• What needs to be done:
Find the string "Tailwind" in the listing and report every line that has it.

Stored items from a collection:

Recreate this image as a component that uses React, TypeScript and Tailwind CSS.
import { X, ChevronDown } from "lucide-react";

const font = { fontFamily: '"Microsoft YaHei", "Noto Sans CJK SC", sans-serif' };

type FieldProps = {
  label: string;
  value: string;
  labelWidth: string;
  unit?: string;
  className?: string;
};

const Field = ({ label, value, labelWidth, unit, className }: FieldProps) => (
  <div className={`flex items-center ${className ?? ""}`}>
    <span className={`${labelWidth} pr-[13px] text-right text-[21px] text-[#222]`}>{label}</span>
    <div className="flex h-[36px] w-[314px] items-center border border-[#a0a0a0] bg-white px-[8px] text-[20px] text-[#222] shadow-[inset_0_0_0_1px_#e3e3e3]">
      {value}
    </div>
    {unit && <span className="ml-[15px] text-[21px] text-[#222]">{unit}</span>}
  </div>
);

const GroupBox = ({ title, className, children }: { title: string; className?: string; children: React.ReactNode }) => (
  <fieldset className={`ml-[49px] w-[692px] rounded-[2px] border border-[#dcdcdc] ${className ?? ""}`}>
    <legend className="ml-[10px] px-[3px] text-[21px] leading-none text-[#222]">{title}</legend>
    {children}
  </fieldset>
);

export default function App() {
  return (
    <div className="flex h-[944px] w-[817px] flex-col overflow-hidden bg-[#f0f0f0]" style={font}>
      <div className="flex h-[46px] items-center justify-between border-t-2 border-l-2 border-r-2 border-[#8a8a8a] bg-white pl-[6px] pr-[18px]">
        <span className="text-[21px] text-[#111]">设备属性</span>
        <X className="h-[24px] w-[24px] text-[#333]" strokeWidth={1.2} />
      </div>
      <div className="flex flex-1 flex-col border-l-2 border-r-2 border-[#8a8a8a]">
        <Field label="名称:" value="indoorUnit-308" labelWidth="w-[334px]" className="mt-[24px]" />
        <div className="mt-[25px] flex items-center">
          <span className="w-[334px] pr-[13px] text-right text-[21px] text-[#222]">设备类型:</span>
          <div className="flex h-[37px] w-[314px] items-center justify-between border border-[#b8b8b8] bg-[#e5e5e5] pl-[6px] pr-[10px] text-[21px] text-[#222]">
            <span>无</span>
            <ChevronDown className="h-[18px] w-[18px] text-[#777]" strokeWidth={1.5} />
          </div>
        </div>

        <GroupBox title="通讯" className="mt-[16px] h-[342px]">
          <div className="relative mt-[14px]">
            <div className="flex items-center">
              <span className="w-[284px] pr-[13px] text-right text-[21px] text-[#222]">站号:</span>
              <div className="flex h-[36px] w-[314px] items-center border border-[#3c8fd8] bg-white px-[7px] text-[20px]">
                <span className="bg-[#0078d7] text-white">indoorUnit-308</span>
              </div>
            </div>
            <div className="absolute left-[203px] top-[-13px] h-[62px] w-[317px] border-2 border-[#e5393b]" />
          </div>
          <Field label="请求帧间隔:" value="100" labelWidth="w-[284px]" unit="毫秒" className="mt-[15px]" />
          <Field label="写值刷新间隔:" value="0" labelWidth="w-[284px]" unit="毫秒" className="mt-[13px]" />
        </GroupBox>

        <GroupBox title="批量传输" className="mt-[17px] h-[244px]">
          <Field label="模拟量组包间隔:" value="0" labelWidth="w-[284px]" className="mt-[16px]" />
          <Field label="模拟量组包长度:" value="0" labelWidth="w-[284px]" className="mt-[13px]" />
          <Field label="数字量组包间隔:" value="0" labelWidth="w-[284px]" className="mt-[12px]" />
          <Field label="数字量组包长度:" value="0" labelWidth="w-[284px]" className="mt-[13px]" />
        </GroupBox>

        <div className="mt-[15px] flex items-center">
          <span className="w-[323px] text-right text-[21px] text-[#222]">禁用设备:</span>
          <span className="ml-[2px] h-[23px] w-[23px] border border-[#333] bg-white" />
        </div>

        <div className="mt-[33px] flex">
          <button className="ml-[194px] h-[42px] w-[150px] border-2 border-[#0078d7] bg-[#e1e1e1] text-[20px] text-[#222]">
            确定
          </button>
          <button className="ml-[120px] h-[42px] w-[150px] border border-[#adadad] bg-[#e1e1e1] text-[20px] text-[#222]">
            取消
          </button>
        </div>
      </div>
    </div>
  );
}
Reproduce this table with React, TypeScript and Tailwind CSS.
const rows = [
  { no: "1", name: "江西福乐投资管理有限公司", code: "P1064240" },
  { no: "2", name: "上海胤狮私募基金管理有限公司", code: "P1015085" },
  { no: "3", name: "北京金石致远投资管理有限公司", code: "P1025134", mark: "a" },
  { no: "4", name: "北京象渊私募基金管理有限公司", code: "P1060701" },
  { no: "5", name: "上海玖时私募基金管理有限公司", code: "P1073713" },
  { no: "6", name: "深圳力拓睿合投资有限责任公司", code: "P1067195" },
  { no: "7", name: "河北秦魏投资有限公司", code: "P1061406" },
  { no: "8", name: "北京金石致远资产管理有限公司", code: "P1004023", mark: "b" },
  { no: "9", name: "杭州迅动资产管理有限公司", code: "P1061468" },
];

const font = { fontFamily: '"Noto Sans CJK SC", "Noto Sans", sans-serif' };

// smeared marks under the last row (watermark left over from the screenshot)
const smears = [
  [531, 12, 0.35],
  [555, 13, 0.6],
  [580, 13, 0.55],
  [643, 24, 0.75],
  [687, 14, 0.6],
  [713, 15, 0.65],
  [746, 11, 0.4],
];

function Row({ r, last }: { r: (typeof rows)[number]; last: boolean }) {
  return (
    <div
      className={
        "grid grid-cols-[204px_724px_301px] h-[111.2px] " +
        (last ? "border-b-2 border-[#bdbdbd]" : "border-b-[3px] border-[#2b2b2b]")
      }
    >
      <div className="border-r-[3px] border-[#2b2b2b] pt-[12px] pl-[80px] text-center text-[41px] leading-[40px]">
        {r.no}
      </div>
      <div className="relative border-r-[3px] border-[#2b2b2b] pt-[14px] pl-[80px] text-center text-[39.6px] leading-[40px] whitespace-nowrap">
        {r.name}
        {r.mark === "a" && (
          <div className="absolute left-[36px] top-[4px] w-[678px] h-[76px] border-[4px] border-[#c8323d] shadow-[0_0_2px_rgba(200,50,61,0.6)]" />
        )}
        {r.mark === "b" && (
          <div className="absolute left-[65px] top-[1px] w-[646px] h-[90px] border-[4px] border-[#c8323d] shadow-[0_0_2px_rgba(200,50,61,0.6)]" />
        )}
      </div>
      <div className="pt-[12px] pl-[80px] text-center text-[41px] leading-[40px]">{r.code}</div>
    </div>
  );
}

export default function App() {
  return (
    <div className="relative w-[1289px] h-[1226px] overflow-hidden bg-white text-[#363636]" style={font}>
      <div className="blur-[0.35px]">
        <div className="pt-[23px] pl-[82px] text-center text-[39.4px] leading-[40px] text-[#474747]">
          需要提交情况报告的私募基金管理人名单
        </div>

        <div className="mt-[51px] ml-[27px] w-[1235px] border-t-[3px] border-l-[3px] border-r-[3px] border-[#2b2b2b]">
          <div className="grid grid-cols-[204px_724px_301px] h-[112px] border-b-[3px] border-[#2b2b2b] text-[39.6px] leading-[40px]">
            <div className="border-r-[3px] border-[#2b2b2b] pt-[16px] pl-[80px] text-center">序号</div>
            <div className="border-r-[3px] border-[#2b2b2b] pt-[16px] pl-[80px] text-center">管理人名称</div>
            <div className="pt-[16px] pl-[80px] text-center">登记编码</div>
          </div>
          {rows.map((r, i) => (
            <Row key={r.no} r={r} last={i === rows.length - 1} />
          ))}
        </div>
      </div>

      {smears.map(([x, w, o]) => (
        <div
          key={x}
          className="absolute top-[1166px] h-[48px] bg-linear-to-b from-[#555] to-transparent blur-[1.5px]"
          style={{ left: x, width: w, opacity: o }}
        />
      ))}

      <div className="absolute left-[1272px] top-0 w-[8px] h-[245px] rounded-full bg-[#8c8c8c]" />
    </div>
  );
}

• Exercise solution:
Recreate this image as a component that uses React, TypeScript and Tailwind CSS.
Reproduce this table with React, TypeScript and Tailwind CSS.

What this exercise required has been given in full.